4.B.1. In case any Related Party Transactions are referred by the Company to the Board for its approval due to the transaction being (i) not in the ordinary course of business, or (ii) not at an arm’s length price, the Board will consider such factors as, nature of the transaction, material terms, the manner of determining the pricing and the business rationale for entering into such transaction. On such consideration, the Board may approve the transaction or may require such modifications to transaction terms as it deems appropriate under the circumstances. Any member of the Board who has any interest in any Related Party Transaction will recuse himself and abstain from discussion and voting on the approval of the Related Party Transaction.

C. Shareholders

4.C.1. If a Related Party Transaction is (i) a material transaction as per Regulation 23 of the Listing Regulations, or (ii) not in the ordinary course of business, or not at arm’s length price and exceeds certain thresholds prescribed under the Companies Act, 2013, then such RPT and any subsequent material modification thereto, shall require shareholders’ approval by a resolution. In such a case, any member of the Company who is a Related Party, irrespective of being related to the said transaction or not, shall not vote  on resolution passed for approving such Related Party Transaction.

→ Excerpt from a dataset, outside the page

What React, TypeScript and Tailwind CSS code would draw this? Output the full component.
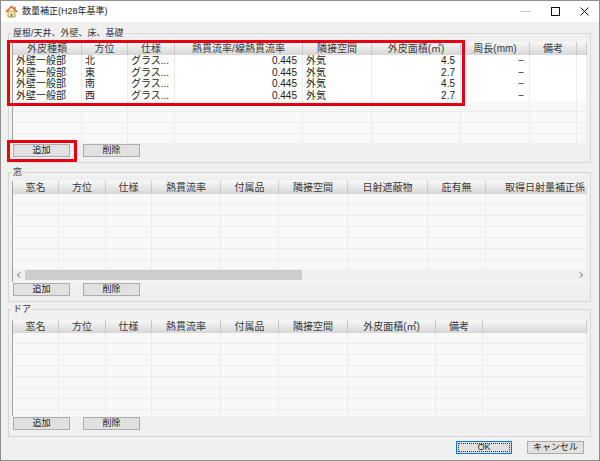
import React from "react";

const ui = "font-['Liberation_Sans','Noto_Sans_CJK_JP',sans-serif]";

const headCell =
  "flex items-center justify-center overflow-hidden whitespace-nowrap border-r border-[#c9c9c9] bg-linear-to-b from-[#f8f8f8] to-[#d7d7d7] text-[10px] leading-[13px] text-[#3a3a3a]";

function HeaderRow({ cols, labels }: { cols: string; labels: string[] }) {
  return (
    <div className={`grid h-[13px] shrink-0 ${cols}`}>
      {labels.map((l, i) => (
        <div key={i} className={headCell}>
          {l}
        </div>
      ))}
    </div>
  );
}

function BlankRows({ cols, count, n }: { cols: string; count: number; n: number }) {
  return (
    <>
      {Array.from({ length: count }).map((_, r) => (
        <div key={r} className={`grid h-[11px] shrink-0 ${cols}`}>
          {Array.from({ length: n }).map((_, c) => (
            <div key={c} className="border-r border-b border-[#ececec]" />
          ))}
        </div>
      ))}
    </>
  );
}

function Btn({ children, className = "" }: { children: React.ReactNode; className?: string }) {
  return (
    <button
      className={`flex h-[13px] w-[57px] items-center justify-center border border-[#adadad] bg-[#e1e1e1] text-[9px] leading-none text-[#222] ${className}`}
    >
      {children}
    </button>
  );
}

function Group({ label, className, children }: { label: string; className: string; children: React.ReactNode }) {
  return (
    <div className={`relative flex shrink-0 flex-col border border-[#d7d7d7] px-[3px] ${className}`}>
      <span className="absolute -top-[7px] left-[3px] bg-[#f0f0f0] px-px text-[9px] leading-[12px] text-[#333]">
        {label}
      </span>
      {children}
    </div>
  );
}

function AddDelete({ className = "" }: { className?: string }) {
  return (
    <div className={`flex gap-[13px] pl-px ${className}`}>
      <Btn>追加</Btn>
      <Btn>削除</Btn>
    </div>
  );
}

const wallCols = "grid-cols-[69px_46px_47px_128px_69px_89px_69px_47px_1fr]";
const winCols = "grid-cols-[46px_47px_46px_69px_58px_69px_80px_58px_1fr]";
const doorCols = "grid-cols-[46px_47px_46px_69px_58px_69px_88px_47px_1fr]";

const walls = [
  ["外壁一般部", "北", "グラス...", "0.445", "外気", "4.5", "−"],
  ["外壁一般部", "東", "グラス...", "0.445", "外気", "2.7", "−"],
  ["外壁一般部", "南", "グラス...", "0.445", "外気", "4.5", "−"],
  ["外壁一般部", "西", "グラス...", "0.445", "外気", "2.7", "−"],
];
const rightAligned = [false, false, false, true, false, true, true, false];

function HouseIcon() {
  return (
    <svg width="13" height="13" viewBox="0 0 13 13">
      <rect x="3" y="6" width="7" height="6" fill="#f7e7b0" stroke="#b9892e" strokeWidth="0.8" />
      <rect x="5.5" y="8.5" width="2" height="3.5" fill="#6aa84f" />
      <path d="M0.8 7 L6.5 1.5 L12.2 7" fill="none" stroke="#d9691c" strokeWidth="1.6" strokeLinejoin="round" />
      <rect x="9" y="2" width="1.5" height="3" fill="#d9691c" />
    </svg>
  );
}

export default function App() {
  return (
    <div className={`relative flex h-[461px] w-[600px] flex-col border border-[#8f8f8f] bg-[#f0f0f0] ${ui}`}>
      {/* title bar */}
      <div className="flex h-[21px] shrink-0 items-center bg-white">
        <div className="ml-[4px] flex w-[17px] items-center">
          <HouseIcon />
        </div>
        <span className="text-[9px] leading-none text-[#222]">数量補正(H28年基準)</span>
        <div className="ml-auto flex items-center gap-[20px] pr-[10px]">
          <svg width="11" height="9" viewBox="0 0 11 9">
            <line x1="0" y1="4.5" x2="11" y2="4.5" stroke="#c8c8c8" strokeWidth="1" />
          </svg>
          <svg width="9" height="9" viewBox="0 0 9 9">
            <rect x="0.5" y="0.5" width="8" height="8" fill="none" stroke="#111" strokeWidth="1" />
          </svg>
          <svg width="9" height="9" viewBox="0 0 9 9">
            <path d="M0.5 0.5 L8.5 8.5 M8.5 0.5 L0.5 8.5" stroke="#111" strokeWidth="1" />
          </svg>
        </div>
      </div>

      <div className="flex flex-col pt-[11px] pl-[7px] pr-[8px]">
        {/* roof / wall / floor */}
        <Group label="屋根/天井、外壁、床、基礎" className="h-[130px] pt-[8px]">
          <div className="flex h-[101px] flex-col overflow-hidden border-l border-[#a3a3a3] bg-[#f8f8f8]">
            <HeaderRow
              cols={wallCols}
              labels={["外皮種類", "方位", "仕様", "熱貫流率/線熱貫流率", "隣接空間", "外皮面積(㎡)", "周長(mm)", "備考", ""]}
            />
            {walls.map((row, r) => (
              <div key={r} className={`grid h-[11.5px] shrink-0 bg-white ${wallCols}`}>
                {row.map((t, c) => (
                  <div
                    key={c}
                    className={`overflow-hidden whitespace-nowrap border-r border-[#ececec] text-[10px] leading-[11.5px] text-[#222] ${
                      rightAligned[c] ? "pr-[5px] text-right" : "pl-[3px]"
                    }`}
                  >
                    {t}
                  </div>
                ))}
                <div className="border-r border-[#ececec]" />
                <div className="border-r border-[#ececec]" />
              </div>
            ))}
            <BlankRows cols={wallCols} count={4} n={9} />
          </div>
          <AddDelete className="mt-px" />
        </Group>

        {/* windows */}
        <Group label="窓" className="mt-[9px] h-[130px] pt-[8px]">
          <div className="flex h-[101px] flex-col overflow-hidden border-l border-[#a3a3a3] bg-[#f8f8f8]">
            <div className={`grid h-[13px] shrink-0 ${winCols}`}>
              {["窓名", "方位", "仕様", "熱貫流率", "付属品", "隣接空間", "日射遮蔽物", "庇有無"].map((l) => (
                <div key={l} className={headCell}>
                  {l}
                </div>
              ))}
              <div className={`${headCell} justify-end! pr-[2px] border-r-0`}>取得日射量補正係</div>
            </div>
            <div className="flex h-[75px] shrink-0 flex-col overflow-hidden">
              <BlankRows cols={winCols} count={7} n={9} />
            </div>
            <div className="flex h-[12px] shrink-0 items-center bg-[#f0f0f0]">
              <svg width="12" height="10" viewBox="0 0 12 10" className="shrink-0">
                <path d="M7 2.5 L4.5 5 L7 7.5" fill="none" stroke="#606060" strokeWidth="1" />
              </svg>
              <div className="h-[10px] w-[277px] bg-[#cdcdcd]" />
              <svg width="12" height="10" viewBox="0 0 12 10" className="ml-auto shrink-0">
                <path d="M5 2.5 L7.5 5 L5 7.5" fill="none" stroke="#606060" strokeWidth="1" />
              </svg>
            </div>
          </div>
          <AddDelete className="mt-px" />
        </Group>

        {/* doors */}
        <Group label="ドア" className="mt-[7px] h-[128px] pt-[10px]">
          <div className="flex h-[96px] flex-col overflow-hidden border-l border-[#a3a3a3] bg-[#f8f8f8]">
            <HeaderRow
              cols={doorCols}
              labels={["窓名", "方位", "仕様", "熱貫流率", "付属品", "隣接空間", "外皮面積(㎡)", "備考", ""]}
            />
            <BlankRows cols={doorCols} count={8} n={9} />
          </div>
          <AddDelete className="mt-px" />
        </Group>

        <div className="mt-[4px] mr-[7px] flex justify-end gap-[15px]">
          <button className="flex h-[13px] w-[56px] items-center justify-center border border-[#0078d7] bg-[#e1e1e1] p-px">
            <span className="flex h-full w-full items-center justify-center border border-dotted border-[#333] text-[9px] leading-none text-[#222]">
              OK
            </span>
          </button>
          <Btn className="w-[56px]">キャンセル</Btn>
        </div>
      </div>

      {/* highlight marks */}
      <div className="pointer-events-none absolute left-[6px] top-[39px] h-[66px] w-[458px] border-[3px] border-[#e60012]" />
      <div className="pointer-events-none absolute left-[6px] top-[139px] h-[22px] w-[70px] border-[3px] border-[#e60012]" />
    </div>
  );
}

D. The provisions of regulation 23(2), (3) and (4) shall not be applicable in case of transactions entered into between a holding company and its wholly owned subsidiary and between two wholly-owned subsidiaries, whose accounts are consolidated with such holding company and placed before the shareholders at the general meeting for approval.

E. In the event the Company becomes aware of a Related Party Transaction with a Related Party that has not been approved under this Policy prior to its consummation, the Company would obtain post facto approval from the Audit Committee, the Board and/or shareholders as required under applicable laws/ regulations. In case the Company is not able to take such prior approval from the Audit Committee, the Board and/or shareholders, such a transaction shall not be deemed to violate this Policy, or be invalid or unenforceable, so long as post facto approval is obtained as promptly as reasonably practical after it is entered into or after it becomes reasonably apparent that the transaction is covered by this policy.

F. Reporting of Related Party Transactions

4.F.1 Every contract or arrangement, which is required to be approved by the Board or the shareholders under this Policy, shall be referred to in the Board’s report to the shareholders along with the justification for entering into such contract or arrangement

4.F.2 The details of all transactions with related parties shall be submitted, in the format specified, half yearly to the stock exchanges, as per the manner and timelines set-out in the Listing Regulations and the same shall be published on the Company’s website.

5. Limitation and Amendment

In the event of any conflict between the provisions of this Policy and of the Act or Listing Regulations or any other statutory enactments, rules, the provisions of such Act or Listing Regulations or statutory enactments, rules shall prevail over this Policy. Any subsequent amendment / modification in the Listing Regulations, Act and/or applicable laws in this regard shall automatically apply to this Policy.

6. Disclosure of the Policy

This Policy will be uploaded on the website of the Company.